▽

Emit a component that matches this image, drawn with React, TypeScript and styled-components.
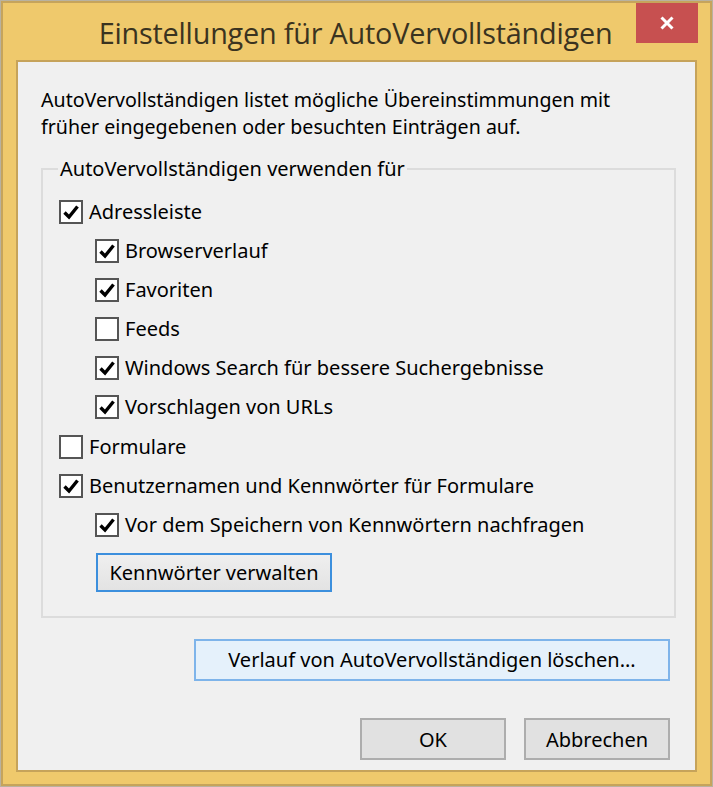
import React from 'react';
import styled, { createGlobalStyle } from 'styled-components';

const GlobalStyle = createGlobalStyle`
  html, body {
    margin: 0;
    padding: 0;
    background: #b9b2a0;
  }
  body {
    font-family: 'Noto Sans', 'Liberation Sans', sans-serif;
  }
`;

type Option = { label: string; checked: boolean; level: number };

const options: Option[] = [
  { label: 'Adressleiste', checked: true, level: 0 },
  { label: 'Browserverlauf', checked: true, level: 1 },
  { label: 'Favoriten', checked: true, level: 1 },
  { label: 'Feeds', checked: false, level: 1 },
  { label: 'Windows Search für bessere Suchergebnisse', checked: true, level: 1 },
  { label: 'Vorschlagen von URLs', checked: true, level: 1 },
  { label: 'Formulare', checked: false, level: 0 },
  { label: 'Benutzernamen und Kennwörter für Formulare', checked: true, level: 0 },
  { label: 'Vor dem Speichern von Kennwörtern nachfragen', checked: true, level: 1 },
];

const CheckMark = () => (
  <svg width="20" height="20" viewBox="0 0 20 20">
    <path d="M3.5 10.5 L8 15 L16.5 4.5" fill="none" stroke="#000" strokeWidth="3.4" />
  </svg>
);

const App = () => {
  return (
    <>
      <GlobalStyle />
      <Window>
        <TitleBar>
          <Title>Einstellungen für AutoVervollständigen</Title>
          <CloseButton>
            <svg width="16" height="16" viewBox="0 0 16 16">
              <path d="M2.5 2.5 L13.5 13.5 M13.5 2.5 L2.5 13.5" stroke="#fff" strokeWidth="3" />
            </svg>
          </CloseButton>
        </TitleBar>
        <Client>
          <Description>
            AutoVervollständigen listet mögliche Übereinstimmungen mit
            <br />
            früher eingegebenen oder besuchten Einträgen auf.
          </Description>
          <GroupBox>
            <Legend>AutoVervollständigen verwenden für</Legend>
            <OptionList>
              {options.map((o) => (
                <Row key={o.label} $level={o.level}>
                  <Box>{o.checked && <CheckMark />}</Box>
                  <Label>{o.label}</Label>
                </Row>
              ))}
            </OptionList>
            <ManageButton>Kennwörter verwalten</ManageButton>
          </GroupBox>
          <ClearRow>
            <ClearButton>Verlauf von AutoVervollständigen löschen...</ClearButton>
          </ClearRow>
          <Footer>
            <DialogButton>OK</DialogButton>
            <DialogButton>Abbrechen</DialogButton>
          </Footer>
        </Client>
      </Window>
    </>
  );
};
export default App;

const Window = styled.div`
  width: 711px;
  height: 785px;
  margin: 1px 0 0 1px;
  box-sizing: border-box;
  border: 2px solid #c6a45c;
  background: #efc96c;
  display: flex;
  flex-direction: column;
  padding: 0 13px 12px 13px;
`;

const TitleBar = styled.div`
  height: 57px;
  flex-shrink: 0;
  display: flex;
  align-items: center;
  justify-content: center;
  position: relative;
`;

const Title = styled.div`
  font-family: 'Open Sans', 'Noto Sans', sans-serif;
  font-size: 28.8px;
  font-weight: 400;
  color: #3a3320;
  letter-spacing: -0.2px;
  margin-top: 2px;
  margin-left: -2px;
`;

const CloseButton = styled.div`
  position: absolute;
  top: 0;
  right: -1px;
  width: 62px;
  height: 40px;
  background: #c75050;
  display: flex;
  align-items: center;
  justify-content: center;
`;

const Client = styled.div`
  flex: 1;
  background: #f0f0f0;
  border: 2px solid #c6a35a;
  display: flex;
  flex-direction: column;
  padding: 24px 19px 10px 23px;
  color: #000;
  font-size: 20px;
`;

const Description = styled.div`
  font-size: 19.6px;
  line-height: 27px;
  margin-bottom: 15px;
`;

const GroupBox = styled.fieldset`
  margin: 0;
  border: 2px solid #dcdcdc;
  padding: 18px 16px 24px 16px;
  min-width: 0;
  display: flex;
  flex-direction: column;
  align-items: flex-start;
`;

const Legend = styled.legend`
  margin-left: -1px;
  padding: 0 2px;
  line-height: 27px;
`;

const OptionList = styled.div`
  display: flex;
  flex-direction: column;
  gap: 15.1px;
`;

const Row = styled.div<{ $level: number }>`
  display: flex;
  align-items: center;
  gap: 6px;
  height: 24px;
  padding-left: ${(p) => p.$level * 36}px;
`;

const Box = styled.div`
  width: 24px;
  height: 24px;
  box-sizing: border-box;
  border: 2px solid #555;
  background: #fff;
  display: flex;
  align-items: center;
  justify-content: center;
  flex-shrink: 0;
`;

const Label = styled.span`
  line-height: 24px;
  white-space: nowrap;
`;

const ManageButton = styled.button`
  margin: 16px 0 0 37px;
  width: 236px;
  height: 39px;
  border: 2px solid #3c8fdd;
  background: linear-gradient(#efefef, #e3e3e3);
  font: inherit;
  color: #000;
  padding: 0;
`;

const ClearRow = styled.div`
  display: flex;
  justify-content: flex-end;
  margin-top: 21px;
  padding-right: 6px;
`;

const ClearButton = styled.button`
  width: 476px;
  height: 42px;
  border: 2px solid #7eb4ea;
  background: #e5f1fb;
  font: inherit;
  color: #000;
  padding: 0;
`;

const Footer = styled.div`
  display: flex;
  justify-content: flex-end;
  gap: 18px;
  margin-top: auto;
  padding-right: 6px;
`;

const DialogButton = styled.button`
  width: 146px;
  height: 42px;
  border: 2px solid #adadad;
  background: #e1e1e1;
  font: inherit;
  color: #000;
  padding: 0;
`;
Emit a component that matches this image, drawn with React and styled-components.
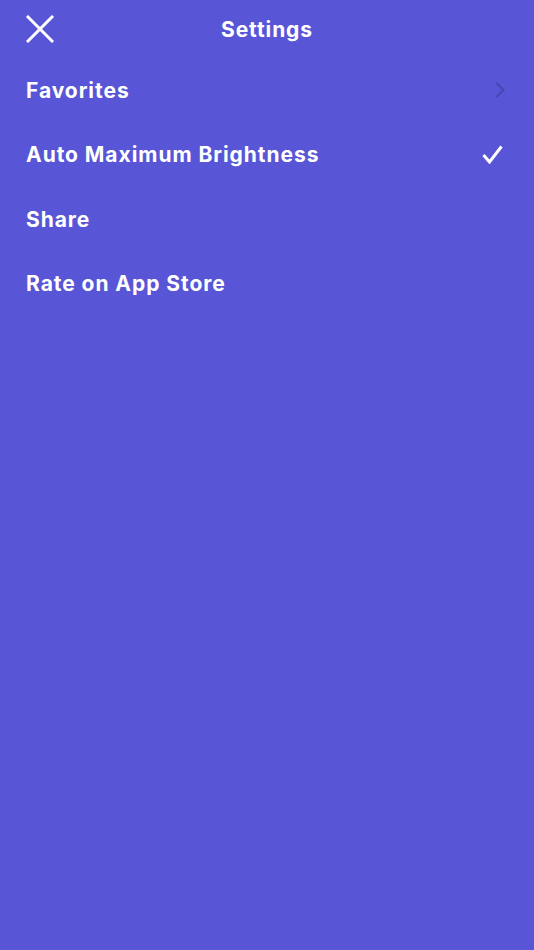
import styled, { createGlobalStyle } from "styled-components"

const GlobalStyle = createGlobalStyle`
  html, body {
    margin: 0;
    padding: 0;
    background: #5856d6;
  }
  body {
    font-family: Inter, "Open Sans", sans-serif;
    -webkit-font-smoothing: antialiased;
  }
`

const Screen = styled.div`
  width: 534px;
  height: 950px;
  background: #5856d6;
  color: #fff;
  overflow: hidden;
`

const Header = styled.div`
  height: 58px;
  display: grid;
  grid-template-columns: 80px 1fr 80px;
  align-items: center;
  padding: 0 26px;
  box-sizing: border-box;
`

const CloseButton = styled.button`
  width: 28px;
  height: 28px;
  padding: 0;
  border: none;
  background: transparent;
  display: flex;
  cursor: pointer;
`

const Title = styled.h1`
  margin: 0;
  text-align: center;
  font-size: 21px;
  font-weight: 700;
  letter-spacing: 0.9px;
`

const List = styled.div`
  display: flex;
  flex-direction: column;
`

const Row = styled.div`
  height: 64.5px;
  display: flex;
  align-items: center;
  justify-content: space-between;
  padding: 0 ${(p) => p.$right}px 0 26px;
  box-sizing: border-box;
`

const Label = styled.span`
  font-size: 21px;
  font-weight: 700;
  letter-spacing: 0.95px;
`

const Close = () => (
  <svg width="28" height="28" viewBox="0 0 28 28">
    <path d="M2 2 L26 26 M26 2 L2 26" stroke="#fff" strokeWidth="3" strokeLinecap="square" />
  </svg>
)

const Chevron = () => (
  <svg width="10" height="16" viewBox="0 0 10 16">
    <path d="M1.5 1 L8.5 8 L1.5 15" stroke="#4846b0" strokeWidth="2.2" fill="none" />
  </svg>
)

const Check = () => (
  <svg width="21" height="19" viewBox="0 0 21 19">
    <path d="M1.5 10 L7.5 17 L19.5 1.5" stroke="#fff" strokeWidth="3" fill="none" />
  </svg>
)

const items = [
  { label: "Favorites", icon: <Chevron />, right: 29 },
  { label: "Auto Maximum Brightness", icon: <Check />, right: 31 },
  { label: "Share" },
  { label: "Rate on App Store" },
]

const App = () => {
  return (
    <Screen>
      <GlobalStyle />
      <Header>
        <CloseButton>
          <Close />
        </CloseButton>
        <Title>Settings</Title>
        <span />
      </Header>
      <List>
        {items.map((item) => (
          <Row key={item.label} $right={item.right || 30}>
            <Label>{item.label}</Label>
            {item.icon}
          </Row>
        ))}
      </List>
    </Screen>
  )
}

export default App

△

• _JOB_
Emit the lines of the material exactly, from its first line to the line containing "string; checked: boolean;", inclusive; leave every picture out.

• _RESULT FOR THIS EXERCISE_
Emit a component that matches this image, drawn with React, TypeScript and styled-components.
import React from 'react';
import styled, { createGlobalStyle } from 'styled-components';

const GlobalStyle = createGlobalStyle`
  html, body {
    margin: 0;
    padding: 0;
    background: #b9b2a0;
  }
  body {
    font-family: 'Noto Sans', 'Liberation Sans', sans-serif;
  }
`;

type Option = { label: string; checked: boolean; level: number };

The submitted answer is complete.